I just got in to Seattle today for my conference and I skipped the free buffets at open houses and instead walked over to Shiro's Sushi Restaurant. Seattle is lousy with sushi places--I passed four or five on my way over--but Shiro's has a Local Specialties section on the menu I really wanted to try. I've also read that chef's choice will net you some really interesting and odd dishes, but it was a full house and it didn't look like they had time to get experimental.
I was a bit surprised about where I found the restaurant. It looked like a Williamsburg-esque hipster-infested mid-gentrification neighborhood, but Shiro's has been there and, apparently been a hot-towel glass-covered-white-tablecloth sort of place, since 1994.
It was a full house at 7 pm on Sunday with a good mix of families, the aforementioned hipsters, and Japanese young professionals boozing it up at the sushi bar. The amount of customers may have been unusual; the wait staff seemed a little overwhelmed.
I didn't order any sushi myself, but I wasn't far from the sushi bar so I got a look at the orders. I liked how they were laid out--prettily garnished with bean threads, shrimp heads and such but not sculptural. It's a bit of a peeve of mine when dishes are laid out so they look great, but are a pain to actually eat.
So what I did order was:
Geoduck Butter Yaki--Tender giant clam sauteed w/butter and mushroom sauce
Smelt Nanban--Marinated smelt w/fresh sliced Walla Walla onion
Asari Sakamushi--Steamed local Manila clams w/sake sauce
and a bowl of miso soup with baby mushrooms.
Let's start with the soup which I didn't photograph because you know what miso soup looks like. I think you can get a sense of a Japanese restaurant from their miso soup. I was particularly impressed with Shiro's because it had such a nice balance between the miso and the bonito and kombu in the dashi. Most places use a lot of miso and drown the dashi and most dashi goes heavy on the bonito and drowns the kombu. Really tasting all three is pretty rare and pretty nice. The cilantro garnish instead of the usual wakame was a good match with the baby mushrooms.
I was also pleasantly surprised by the smelt. Looking at it, I expected it to be warm, fresh from the deep fryer, and to taste primarily of tempura batter. Instead, the fish were deeply chilled and bursting with a bright vinegary flavor well balanced against the raw sweet onions that topped them.

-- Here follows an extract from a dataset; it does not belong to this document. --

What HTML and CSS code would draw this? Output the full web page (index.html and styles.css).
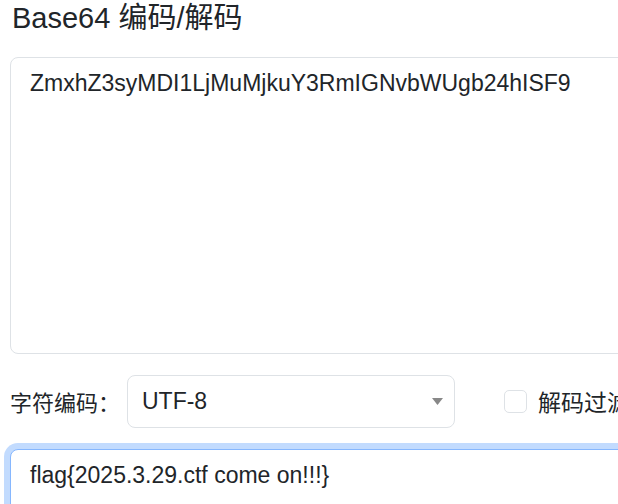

The geoduck I was actually a little disappointed with. It's the first time I've had geoduck (a giant clam native to the Pacific northwest) and I don't know if sautéing it with butter and mushrooms is a great showcase. I've made similar recipes with chicken and the flavors and textures in dish were hard to distinguish from them until the shellfish aftertaste hits. Maybe that's the point? If it's deliberately using geoduck as just another meat then it succeeded well as it was a well prepared and pleasant enough dish. I'll have to have more geoduck in other preparations to really get a sense of what was going on here, I think.
Finally, the Manila clams. They were cooked to just the right level of doneness, firm but not chewy and tender enough to de-shell using chopsticks. I'm assuming the broth I got was the advertised sake sauce, but I couldn't taste any sake in it. It tasted of clam liquor rounded out subtly with other flavors, a squeeze of lemon, a bit of kombu, maybe some sake. The scallions on top were raw but wilted slightly in the broth. Quite straightforward, which is how I like my clams generally, but carefully managed to get just right. Not a hint of grit either which I appreciated.
Overall I was quite happy, and, surprisingly, full for only $36 including tip and tax. (It would have been more if I had went with sake instead of tea.) I can only hope my other meals here are as good.